For the last few years I have been writing reviews (mostly anime, some live-action) for U.K. print mag MYM Magzine. What follows is the text of the submitted draft for my third commission back in 2013, reviewing the Anime Limited U.K. blu-ray release of feature Perfect Blue. To read the final version as edited by David Axbey please buy back issue #19 of the magazine.
Title: Perfect Blue
Out: 30th September 2013
From: Anime Limited
On: Blu-ray/DVD combi pack, also DVD only
Price: £xx.xx (DVD £xx.xx)
Stars Out of Five: Five (Two if you think anime should only be kawaii TV series)
Standfirst: The late Satoshi Kon delivers a masterpiece as his feature debut.
It’s simple really. In the pantheon of truly great talents to have stridden across the anime world, Satoshi Kon was in there from the moment he made this highly-regarded feature debut, and only cemented his place with every subsequent project. The story of a J-Pop star leaving her singing trio to try other work, the film chronicles the breakdown of both her career and seemingly her mind. It has more in common with films by Alfred Hitchcock and Roman Polanski than with the science-fiction anime features that were all the rage at the time, but marked a huge step up in international appreciation of the medium after Akira and Ghost in the Shell. This was a release international film festivals could programme, something film critics could get to grips with on their own terms, and marked a new appreciation for what could be done for adult viewers with anime.

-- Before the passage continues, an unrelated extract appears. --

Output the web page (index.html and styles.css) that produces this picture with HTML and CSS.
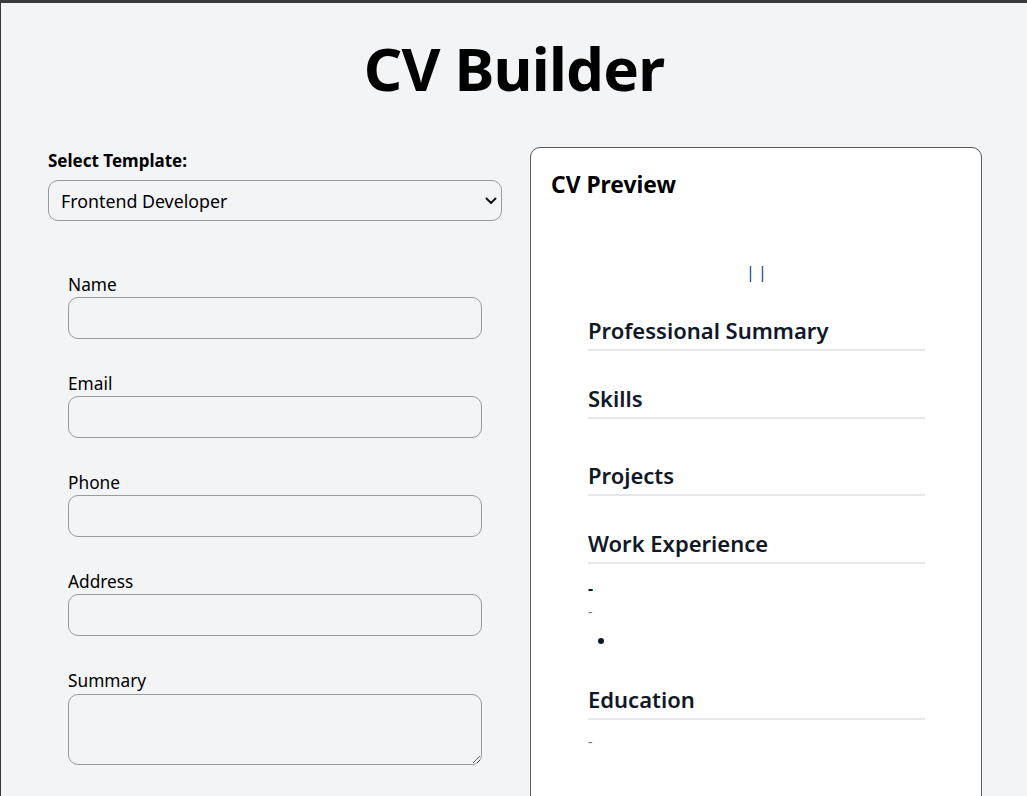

Looking back on it now, the period quality of the animation makes no difference whatsoever to the way the film envelopes you in its world, playing with your assumptions, examining the nature of otaku, stalkers, and the careers of those they worship before turning up the tension for a classic thriller climax. This new remaster cleans up the colours, tightens up the balance, and makes full use of the new resolution available. It seems a little darker in places than one remembers, but comparisons with the DVD show that the film has always looked that way. The new DTS HD-MA 5.1 Japanese soundtrack is a definite step up, with the music and fx noticeably clearer and well-placed; there is also a Japanese LPCM 2.0 track.
For those requiring an English dub, the original is available in lossy Dolby Digital 5.1. There are options for full English subtitles, signs only, or none. The interview with the Japanese and English voice casts are retained, as well as the music recording sessions, but the jewel in the crown is still the interview with the late Kon himself. Recorded at his work cubicle, he talks at length in detail about the film that would place him on the global animation map and mark the minds of fans and film-makers alike – no-one who has seen Perfect Blue forgets the experience. (Darren Aronofsky bought the rights for a live-action remake, but seems to have poured its influences into Requiem for a Dream and Black Swan instead.)
If you do not already own a copy of Perfect Blue, then you’re highly unlikely to take the plunge now, but it is without doubt the best way to experience this classic psycho-thriller for the first time. If you own the Manga DVD, then you already have the extras in about the same quality, so the only question is how much do you want to own the film in high definition? Given the way Kon wielded his casts and crews like a great composer conducting the orchestra playing his own work, all his films should be available in the most film-like presentation, and this Blu-ray certainly provides that for his still-unnerving debut.